Part of my Knowledge Base.


Premise

The Kelly Criterion states that when facing a series of profitable bets, your wagers should grow proportionally with your bankroll and with your edge on each bet. Specifically, that you should bet a percentage of your bankroll equivalent to your expected edge — if a bet has a 55% chance to go your way your edge is 55%-45%=10% and you should risk 10% of your bankroll on it (assuming equal amounts wagered and won).

Source: Kelly Bet on Everything

Key Takeaway(s)

Highlights

  • Log scales apply to the difficulty and value you get for most things. Life satisfaction grows with log(money).
  • What kind of Kelly bets can you make with money? Investments are the obvious one, and standard investment advice is to switch to high-risk-high-return assets when you have some money to spare.
  • You can also make bets on your ability to make money: take on a side project, look for a new job, start your own business, ask for a raise. Each one entails a risk and a possible reward. Your bankroll is your literal bankroll, your edge is your ability to make money for yourself or your employer.
  • Whatever creative outlet you have, you get better by getting feedback from the audience. This is a gamble — if people don’t like what you’re making you won’t get their attention next time.
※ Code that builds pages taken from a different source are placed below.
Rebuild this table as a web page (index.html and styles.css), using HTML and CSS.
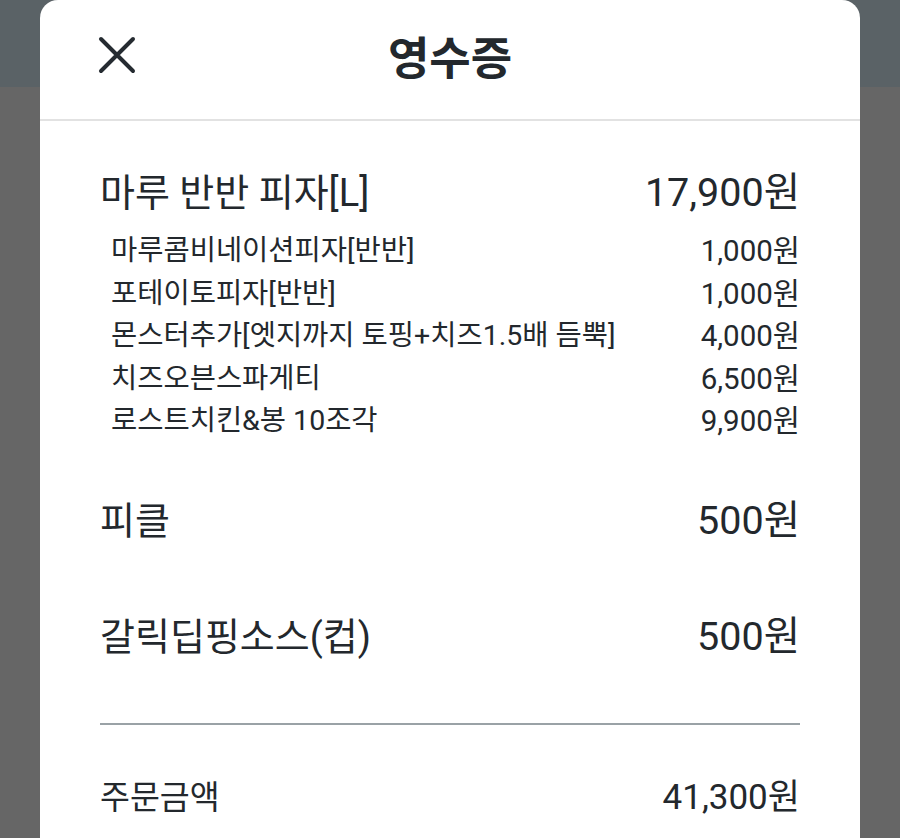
FILE: index.html
```html
<!DOCTYPE html>
<html lang="ko">
<head>
<meta charset="utf-8">
<title>영수증</title>
<link rel="stylesheet" href="styles.css">
</head>
<body>
<div class="modal">
  <header class="modal-header">
    <button class="close-btn" aria-label="닫기">
      <svg width="38" height="38" viewBox="0 0 38 38"><path d="M3 3 L35 35 M35 3 L3 35" stroke="#252b31" stroke-width="4" stroke-linecap="round" fill="none"/></svg>
    </button>
    <h1 class="title">영수증</h1>
  </header>
  <div class="modal-body">
    <section class="group group-options">
      <div class="row main"><span class="label">마루 반반 피자[L]</span><span class="price">17,900원</span></div>
      <ul class="options">
        <li class="row sub"><span class="label">마루콤비네이션피자[반반]</span><span class="price">1,000원</span></li>
        <li class="row sub"><span class="label">포테이토피자[반반]</span><span class="price">1,000원</span></li>
        <li class="row sub"><span class="label">몬스터추가[엣지까지 토핑+치즈1.5배 듬뿍]</span><span class="price">4,000원</span></li>
        <li class="row sub"><span class="label">치즈오븐스파게티</span><span class="price">6,500원</span></li>
        <li class="row sub"><span class="label">로스트치킨&amp;봉 10조각</span><span class="price">9,900원</span></li>
      </ul>
    </section>
    <section class="group">
      <div class="row main"><span class="label">피클</span><span class="price">500원</span></div>
    </section>
    <section class="group">
      <div class="row main"><span class="label">갈릭딥핑소스(컵)</span><span class="price">500원</span></div>
    </section>
    <hr class="divider">
    <div class="row total"><span class="label">주문금액</span><span class="price">41,300원</span></div>
  </div>
</div>
</body>
</html>
```
FILE: styles.css
```css
html, body {
  margin: 0;
  padding: 0;
}
body {
  height: 838px;
  overflow: hidden;
  background: linear-gradient(#5a6266 0, #5a6266 87px, #666666 87px, #666666 100%);
  font-family: Roboto, "Noto Sans CJK KR", sans-serif;
  color: #23282d;
}
.modal {
  margin: 0 40px;
  height: 838px;
  background: #ffffff;
  border-radius: 18px 18px 0 0;
}
.modal-header {
  position: relative;
  height: 119px;
  border-bottom: 2px solid #e2e2e2;
  display: flex;
  align-items: center;
  justify-content: center;
}
.close-btn {
  position: absolute;
  left: 58px;
  top: 36px;
  padding: 0;
  border: 0;
  background: none;
  width: 38px;
  height: 38px;
  display: block;
}
.close-btn svg { display: block; }
.title {
  margin: 0;
  font-size: 45px;
  font-weight: 700;
  line-height: 1;
  color: #23282d;
}
.modal-body {
  padding: 49px 60px 0;
}
.group {
  margin-bottom: 70px;
}
.group-options {
  margin-bottom: 55px;
}
.row {
  display: flex;
  justify-content: space-between;
  align-items: center;
}
.main {
  font-size: 38px;
  line-height: 46px;
}
.main .price {
  font-size: 39.5px;
}
.options {
  list-style: none;
  margin: 14px 0 0;
  padding: 0 0 0 11px;
}
.sub {
  font-size: 28.5px;
  line-height: 42.5px;
}
.sub .price {
  font-size: 29.5px;
}
.divider {
  margin: -7px 0 0;
  border: 0;
  height: 2px;
  background: #9aa2a6;
}
.total {
  margin-top: 53px;
  font-size: 32.5px;
  line-height: 40px;
}
.total .price {
  font-size: 35px;
}
```
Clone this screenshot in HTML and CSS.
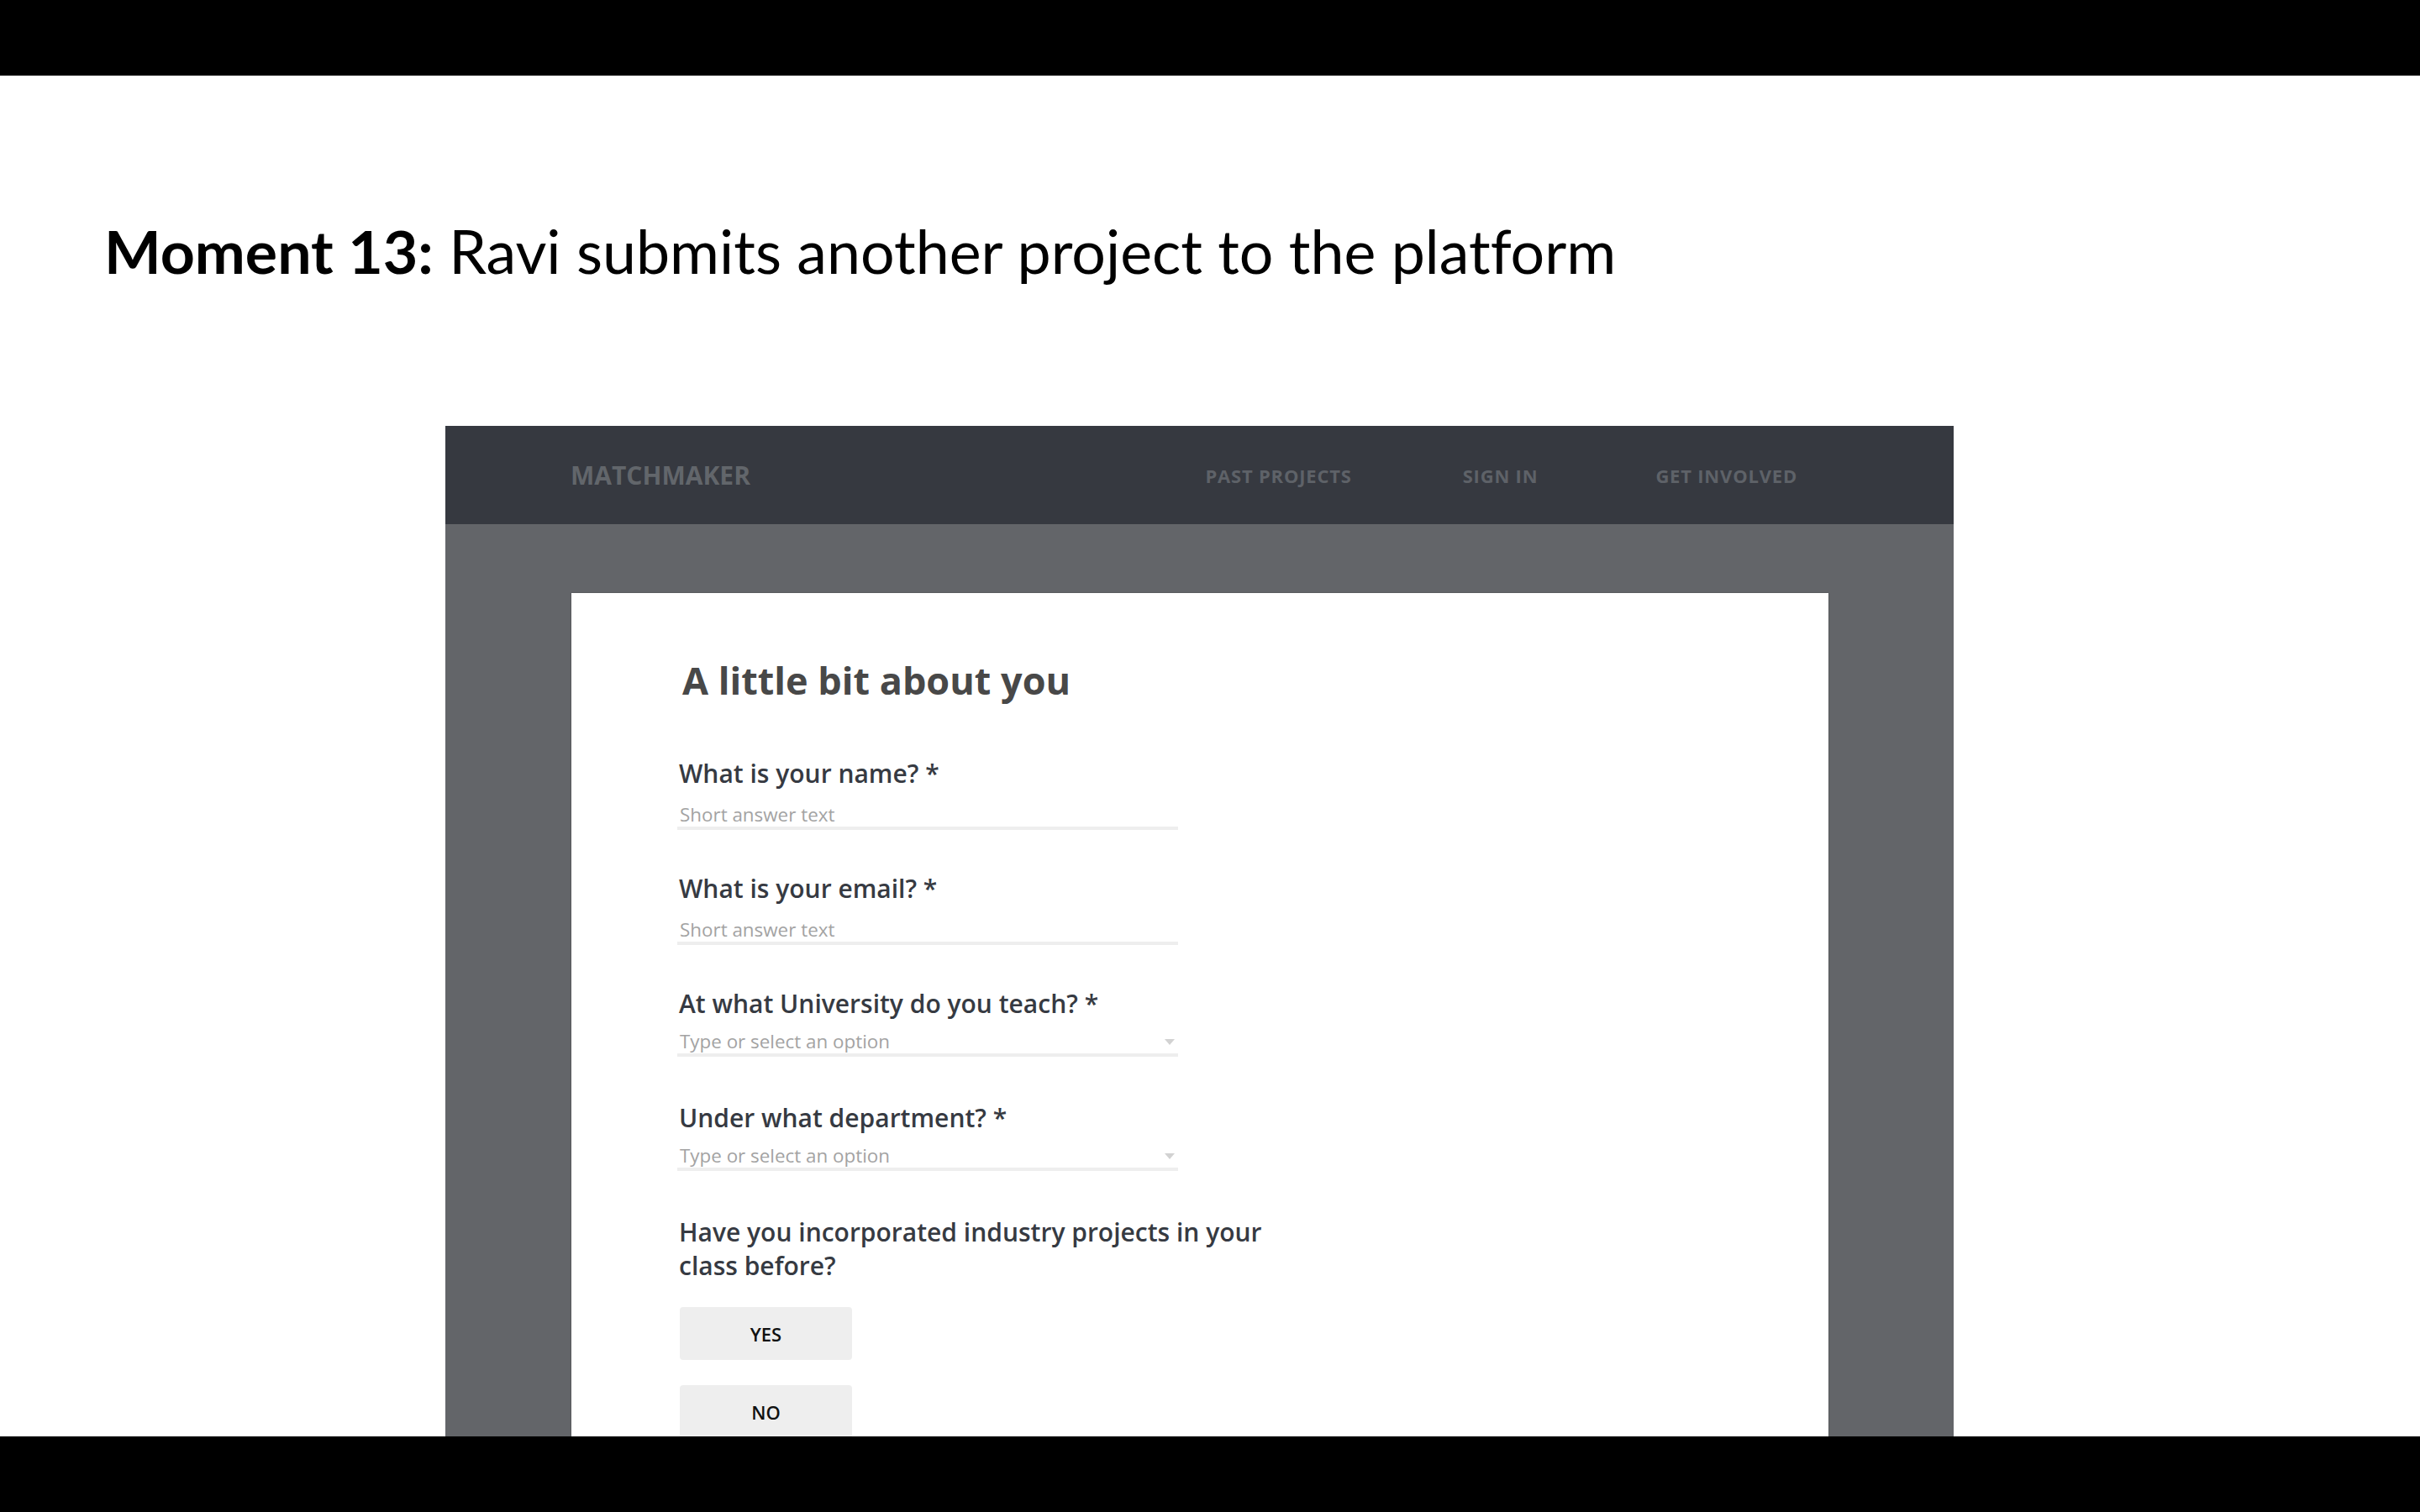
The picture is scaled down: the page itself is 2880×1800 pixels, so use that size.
FILE: index.html
```html
<!DOCTYPE html>
<html lang="en">
<head>
<meta charset="utf-8">
<title>Moment 13</title>
<link rel="stylesheet" href="styles.css">
</head>
<body>
<div class="screen">
  <div class="letterbox"></div>
  <main class="slide">
    <h1 class="title"><strong>Moment 13:</strong> Ravi submits another project to the platform</h1>
    <div class="mock">
      <header class="nav">
        <div class="brand">MATCHMAKER</div>
        <nav class="links">
          <span class="link">PAST PROJECTS</span>
          <span class="link">SIGN IN</span>
          <span class="link link-last">GET INVOLVED</span>
        </nav>
      </header>
      <div class="mock-body">
        <section class="card">
          <h2 class="card-title">A little bit about you</h2>

          <div class="field field-text">
            <div class="label">What is your name? *</div>
            <div class="input">Short answer text</div>
          </div>

          <div class="field field-text">
            <div class="label">What is your email? *</div>
            <div class="input">Short answer text</div>
          </div>

          <div class="field field-select">
            <div class="label">At what University do you teach? *</div>
            <div class="input"><span>Type or select an option</span><svg class="caret" width="12" height="7" viewBox="0 0 12 7"><path d="M0 0 L12 0 L6 7 Z"/></svg></div>
          </div>

          <div class="field field-select">
            <div class="label">Under what department? *</div>
            <div class="input"><span>Type or select an option</span><svg class="caret" width="12" height="7" viewBox="0 0 12 7"><path d="M0 0 L12 0 L6 7 Z"/></svg></div>
          </div>

          <div class="field field-choice">
            <div class="label label-wide">Have you incorporated industry projects in your class before?</div>
            <div class="choices">
              <div class="choice">YES</div>
              <div class="choice">NO</div>
            </div>
          </div>
        </section>
      </div>
    </div>
  </main>
  <div class="letterbox"></div>
</div>
</body>
</html>
```

FILE: styles.css
```css
html, body {
  margin: 0;
  padding: 0;
  background: #000;
}

.screen {
  width: 2880px;
  height: 1800px;
  display: flex;
  flex-direction: column;
}

.letterbox {
  height: 90px;
  flex: 0 0 90px;
  background: #000;
}

.slide {
  flex: 1 1 auto;
  background: #fff;
  overflow: hidden;
}

.title {
  margin: 165px 0 0 124px;
  font-family: Lato, "Open Sans", sans-serif;
  font-size: 71.7px;
  line-height: 86.4px;
  font-weight: 400;
  color: #000;
  white-space: nowrap;
  font-variant-ligatures: none;
  font-feature-settings: "liga" 0, "clig" 0;
}

.title strong {
  font-weight: 700;
}

.mock {
  margin: 166px 0 0 530px;
  width: 1795px;
  font-family: "Open Sans", "Noto Sans", sans-serif;
}

.nav {
  height: 117px;
  background: #363940;
  display: flex;
  align-items: center;
  justify-content: space-between;
  padding: 0 186px 0 149px;
  box-sizing: border-box;
}

.brand {
  font-size: 30px;
  font-weight: 700;
  color: #62666b;
  line-height: 40px;
}

.links {
  display: flex;
  gap: 132px;
}

.link {
  font-size: 22px;
  font-weight: 700;
  letter-spacing: 0.8px;
  color: #5e6268;
  line-height: 30px;
}

.link-last {
  margin-left: 8px;
}

.mock-body {
  background: #636569;
  padding: 82px 149px 0 150px;
}

.card {
  background: #fff;
  padding: 78px 0 80px 126px;
  box-shadow: 0 0 2px rgba(0, 0, 0, 0.25);
}

.card-title {
  margin: 0 0 65px 6px;
  font-size: 45px;
  line-height: 52px;
  font-weight: 700;
  color: #484848;
}

.field-text {
  margin-bottom: 50px;
}

.field-select {
  margin-bottom: 53px;
}

.label {
  font-size: 30px;
  line-height: 40px;
  font-weight: 600;
  color: #363a42;
  padding-left: 2px;
}

.field-text .label {
  margin-bottom: 15px;
}

.field-select .label {
  margin-bottom: 11px;
}

.label-wide {
  width: 740px;
  margin-bottom: 29px;
}

.input {
  width: 596px;
  box-sizing: border-box;
  padding-left: 3px;
  font-size: 22.4px;
  line-height: 28px;
  font-weight: 400;
  color: #a3a3a3;
  border-bottom: 4px solid #eeeeee;
  display: flex;
  justify-content: space-between;
  align-items: center;
}

.caret {
  margin-right: 4px;
  fill: #d2d2d2;
}

.choices {
  display: flex;
  flex-direction: column;
  gap: 30px;
  margin-left: 3px;
}

.choice {
  width: 205px;
  height: 63px;
  background: #eeeeee;
  border-radius: 4px;
  display: flex;
  align-items: center;
  justify-content: center;
  font-size: 22px;
  font-weight: 600;
  color: #111;
}
```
I wrote this post because of my endless frustration with my friends who have the most slack in life also being the most risk averse. They have plenty of savings but stay in soul-sucking jobs for years. They complain about the monotony of social life but refuse to instigate a change. They don’t travel, don’t do drugs, don’t pick fights, don’t flirt, don’t express themselves. They don’t want to think about kids because their lives are just so comfortable and why would you mess with that?

They often credit their modest success to their risk-aversion, when it’s entirely due to them being two standard deviations smarter than everyone they grew up with. By refusing to bet on themselves they’re consigned forever to do 20% better than the most average of their peers. To make 20% more money with a 20% nicer boyfriend and 1.2 Twitter followers.

Source: Kelly Bet on Everything

Practical

  • The idea of a Kelly bet ties in pretty well with that of ‘optionality’ in Nassim Taleb’s Antifragile. I will be looking for low-downside, high-upside bets which use my comparative informational or slack-based advantage as leverage.
    • An example is cryptocurrency—worst-case scenarios see my balance drop to zero but best case is an order-of-magnitude increase in wealth as digital currency increases as a proportion of global GDP;
    • Another is the creation of a second revenue stream using slack generated through my full-time career. This is not so clear-cut but I need to be ready to execute on an opportunity when it appears I have a unique competitive or first-mover advantage.